Recommendations to be made to FERC

● This project provides temporary construction jobs, and poses a long-term risk to a permanent recreation economy. Once the fishery or the hunting quality is degraded, those dollars don’t come back.

● FERC should adopt enforceable measures that prevent long-term losses

to hunting and fishing opportunities. This includes maintaining wildlife

timing stipulations, protecting access during construction, and establishing binding operational limits that prevent temperature-driven declines in the Miracle Mile fishery. Without these requirements, the agency cannot ensure the project preserves the public’s long-standing hunting and angling use of the area.


Alternatives & Precedent

If We Accept This Here, We Accept It Anywhere

● Wyoming’s wildlife and citizens deserve to know the whole picture.

○ rPlus and FERC have repeatedly denied the requests of the Wyoming Game and FIsh Department as well other other agencies and affected parties for additional studies, modeling, and mitigation planning.
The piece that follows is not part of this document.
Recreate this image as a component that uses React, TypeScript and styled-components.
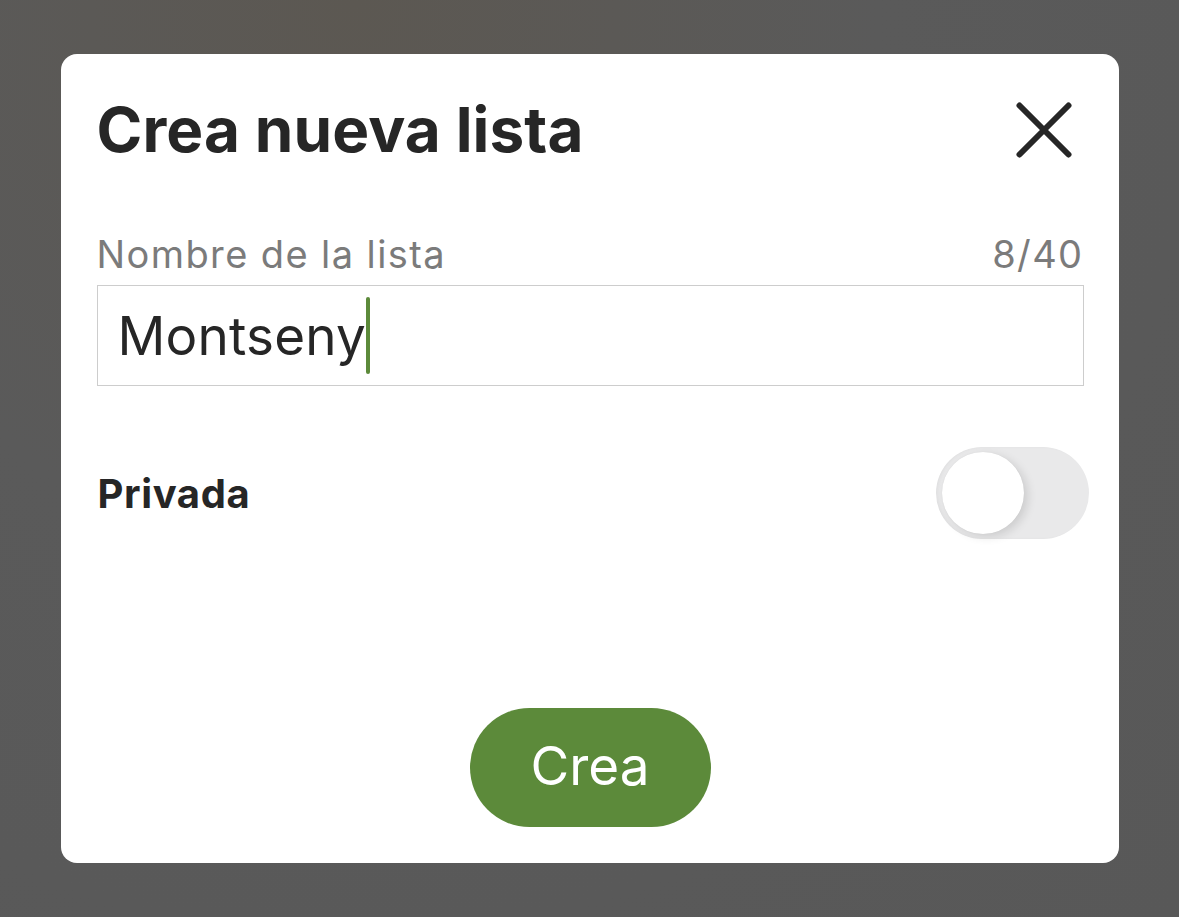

Our waters, wildlife, and communities deserve this due diligence.

● The Rawlins Resource Management Plan includes seasonal protections

for wildlife that were put in place specifically to keep sensitive herds

and habitats healthy.

○ rPlus’ proposal to waive those protections would erode the very standards meant to safeguard bighorn sheep, sage-grouse, mule deer, and pronghorn and the habitat they depend on.

● Allowing this project to move forward by rewriting or weakening the RMP would set a dangerous precedent.

○ If renewable energy developers can bypass long-standing wildlife protections and reshape a land-use plan to fit an open-loop hydropower project in the heart of an iconic fishery and big-game stronghold, it opens the door for similar high-impact proposals across Wyoming’s most valued public lands. We will feel this for generations to come.